St. John Henry Newman describes how the same thing happened to St. Philip Neri, his spiritual patron. “The Divine presence of the Holy Ghost descended upon him under the appearance of a ball of fire,” he said, “lodging in his breast” and causing palpitations of the heart.
This is a greater degree of the kind of experience the apostles had when they said “Did not our hearts burn within us while he talked to us on the road, while he opened to us the scriptures?”
Cyril of Jerusalem described the Pentecost experience this way: “They partook of fire, not of burning but of saving fire; of fire which consumes the thorns of sins, but gives luster to the soul.”
It is an unmistakable way of showing how closely we commune with God, the “all consuming fire,” who Moses first encountered in fire. It has the same effect on us that it had on the prophet Isaiah, whose mouth was touched by burning coal in a vision.
The first thing the Holy Spirit does is raise the dignity of Christians to prophets.
In one of the Vigil readings for Pentecost, the prophet Joel describes in advance the Pentecost event: “I will pour out my spirit upon all flesh. Your sons and daughters shall prophesy, your old men shall dream dreams, your young men shall see visions; even upon the servants and the handmaids, in those days, I will pour out my spirit.”
This is a portrait of the Church, in which Jesus Christ brings the Holy Spirit and vice versa, turning all of ancient morality on its head. From Pentecost on, instead of there being two kinds of people, highborn and lowborn, the Spirit is poured out on elders and servants alike. Now, instead of there being inequality of the sexes, men and women are equal in dignity as both “sons and daughters” prophesy.
In fact, the readings for the day of Pentecost spread that diversity out even further.
In the First Reading, when Peter, filled with the Holy Spirit, preaches to the crowd, the Spirit facilitates communication between people from far and near, from Asia to Egypt and from Judea to Rome. In the Second Reading, Paul describes how this Spirit stays with us: enabling “different kinds of spiritual gifts,” “different forms of service” and “different workings.” He says: “To each individual the manifestation of the Spirit is given for some benefit.”
If we are all given the prophetic gift, then true diversity is possible in our day: Not just diversity of origin, but diversity of thought.
The Holy Spirit is expressed above all through the Scriptures and magisterium of the Church; but we each have a share in the Spirit.
In the Spirit, everyone’s gifts thrive to their full measso: lovers of silence find peace and calm, lovers of activity find encouragement and vigor.

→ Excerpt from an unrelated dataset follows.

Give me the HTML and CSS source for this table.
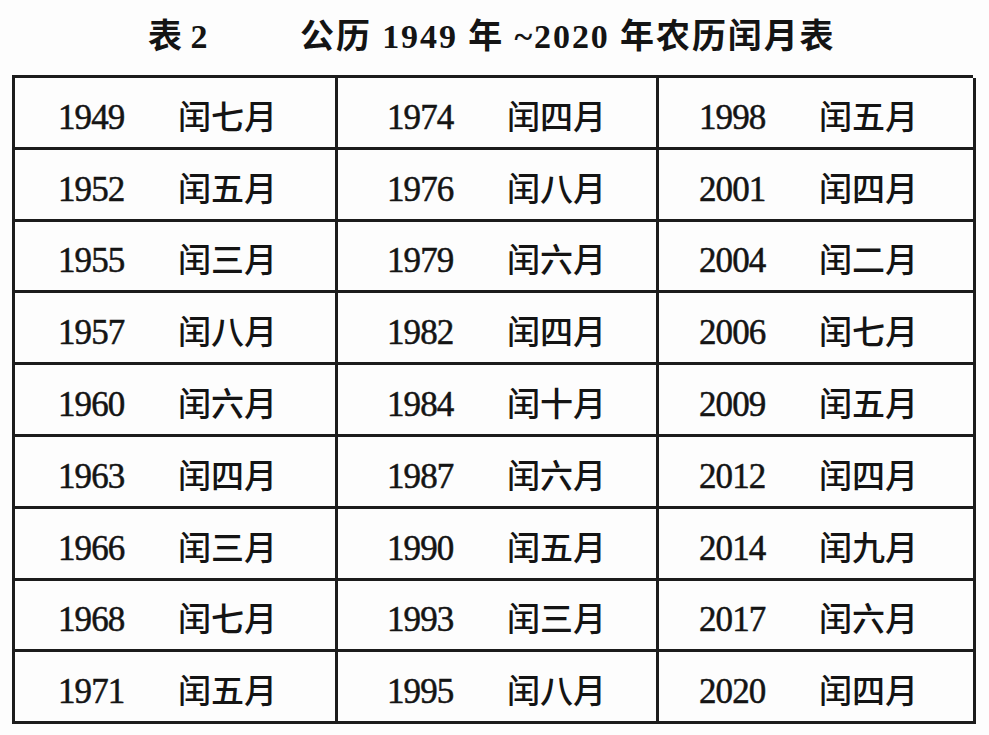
FILE: index.html
```html
<!DOCTYPE html>
<html lang="zh-CN">
<head>
<meta charset="utf-8">
<title>公历1949年~2020年农历闰月表</title>
<link rel="stylesheet" href="styles.css">
</head>
<body>
<div class="page">
  <h1 class="title"><span class="tno">表 2</span><span class="tname">公历 1949 年 ~2020 年农历闰月表</span></h1>
  <div class="table">
    <div class="cell"><span class="yr">1949</span><span class="lm">闰七月</span></div>
    <div class="cell"><span class="yr">1974</span><span class="lm">闰四月</span></div>
    <div class="cell"><span class="yr">1998</span><span class="lm">闰五月</span></div>

    <div class="cell"><span class="yr">1952</span><span class="lm">闰五月</span></div>
    <div class="cell"><span class="yr">1976</span><span class="lm">闰八月</span></div>
    <div class="cell"><span class="yr">2001</span><span class="lm">闰四月</span></div>

    <div class="cell"><span class="yr">1955</span><span class="lm">闰三月</span></div>
    <div class="cell"><span class="yr">1979</span><span class="lm">闰六月</span></div>
    <div class="cell"><span class="yr">2004</span><span class="lm">闰二月</span></div>

    <div class="cell"><span class="yr">1957</span><span class="lm">闰八月</span></div>
    <div class="cell"><span class="yr">1982</span><span class="lm">闰四月</span></div>
    <div class="cell"><span class="yr">2006</span><span class="lm">闰七月</span></div>

    <div class="cell"><span class="yr">1960</span><span class="lm">闰六月</span></div>
    <div class="cell"><span class="yr">1984</span><span class="lm">闰十月</span></div>
    <div class="cell"><span class="yr">2009</span><span class="lm">闰五月</span></div>

    <div class="cell"><span class="yr">1963</span><span class="lm">闰四月</span></div>
    <div class="cell"><span class="yr">1987</span><span class="lm">闰六月</span></div>
    <div class="cell"><span class="yr">2012</span><span class="lm">闰四月</span></div>

    <div class="cell"><span class="yr">1966</span><span class="lm">闰三月</span></div>
    <div class="cell"><span class="yr">1990</span><span class="lm">闰五月</span></div>
    <div class="cell"><span class="yr">2014</span><span class="lm">闰九月</span></div>

    <div class="cell"><span class="yr">1968</span><span class="lm">闰七月</span></div>
    <div class="cell"><span class="yr">1993</span><span class="lm">闰三月</span></div>
    <div class="cell"><span class="yr">2017</span><span class="lm">闰六月</span></div>

    <div class="cell"><span class="yr">1971</span><span class="lm">闰五月</span></div>
    <div class="cell"><span class="yr">1995</span><span class="lm">闰八月</span></div>
    <div class="cell"><span class="yr">2020</span><span class="lm">闰四月</span></div>
  </div>
</div>
</body>
</html>
```

FILE: styles.css
```css
html, body {
  margin: 0;
  padding: 0;
  background: #fdfdfd;
}

.page {
  width: 989px;
  height: 735px;
  padding: 0 0 0 12px;
  box-sizing: border-box;
  color: #141414;
}

.title {
  margin: 0;
  height: 75px;
  display: flex;
  align-items: center;
  padding: 0 0 2px 136px;
  box-sizing: border-box;
  font-family: "Liberation Serif", "Noto Sans CJK SC", serif;
  font-size: 34px;
  font-weight: 700;
  line-height: 1;
  white-space: pre;
}

.tno {
  width: 152px;
  flex: none;
}

.tname {
  flex: none;
  letter-spacing: 1.9px;
}

.table {
  width: 961px;
  display: grid;
  grid-template-columns: 323px 321px 317px;
  grid-template-rows: repeat(9, 71.8px);
  border-top: 3px solid #1c1c1c;
  border-left: 3px solid #1c1c1c;
  box-sizing: border-box;
}

.cell {
  display: flex;
  align-items: center;
  border-right: 3px solid #1c1c1c;
  border-bottom: 3px solid #1c1c1c;
  padding-top: 6px;
  padding-left: 43px;
  box-sizing: border-box;
}

.cell:nth-child(3n+2) {
  padding-left: 49px;
}

.cell:nth-child(3n) {
  padding-left: 40px;
}

.yr {
  width: 120px;
  flex: none;
  padding-top: 5px;
  font-family: "Liberation Serif", serif;
  font-size: 35px;
  letter-spacing: -0.9px;
  -webkit-text-stroke: 0.5px #141414;
}

.lm {
  font-family: "Noto Sans CJK SC", sans-serif;
  font-size: 33px;
  font-weight: 500;
  line-height: 1;
}
```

The Spirit fills those dedicates to service and those dedicated to study; it fills the elderly, children, moms and young men. The Spirit will go where he is welcomed and will awaken what’s best in the culture of Ugandans, Norwegians, Vietnamese, Mexicans, Australians, and the French.
Because of the Spirit, the Catholic faith is the faith of the brainy (St. Benedicta of the Cross), the poetic (St. John of the Cross), and the illiterate ( St. André Bessette). The Holy Spirit made our Church the Church of collectors of fine art and collectors of religious kitsch, fans of realism and fans of fairy tales, and those who have no use for any of that.
Conservatives who assent to the magisterium and to Scripture can speak in one way; assenting liberals can speak in another way. Bricklayers and chemists, professors and grocers, bankers and bakers, band leaders and bus drivers — everybody has a share in the Holy Spirit.
But how does this happen?
The Pentecost Sequence we pray at Mass describes how it works.
The prose version of the sequence is far easier to understand than the poetic version. You can find it here. It describes how the Holy Spirit refreshes us like rain, bringing us “relief and consolation,” easing the weary, cooling temptations, refreshing the parched soul, and healing the injured soul. It also sees the Holy Spirit as a light which shines in the hearts of the faithful “even in their darkest corners.”
It’s a beautiful description of the way the Holy Spirit brings grace, in much the same way water and sunlight make a plant grow sturdy. As St. Cyril of Jerusalem put it, “Water comes down from heaven as rain, and although it is always the same in itself, it produces many different effects, one in the palm tree, another in the vine, and so on throughout the whole of creation.”
Grace is like that. It fills us with life so that we can thrive as who we are, where we are, in Jesus. The waters of baptism bring the Spirit to us the first time, and we renew that grace in confession throughout our life, irrigating our soul. Jesus Christ, the word of God made flesh, is sown in our hearts at communion. And the fire of the Holy Spirit, brighter than the sun, brings our gifts to fruition.
And so we pray for a New Pentecost, praying with the Psalm, “Lord, send out your Spirit, and renew the face of the earth.”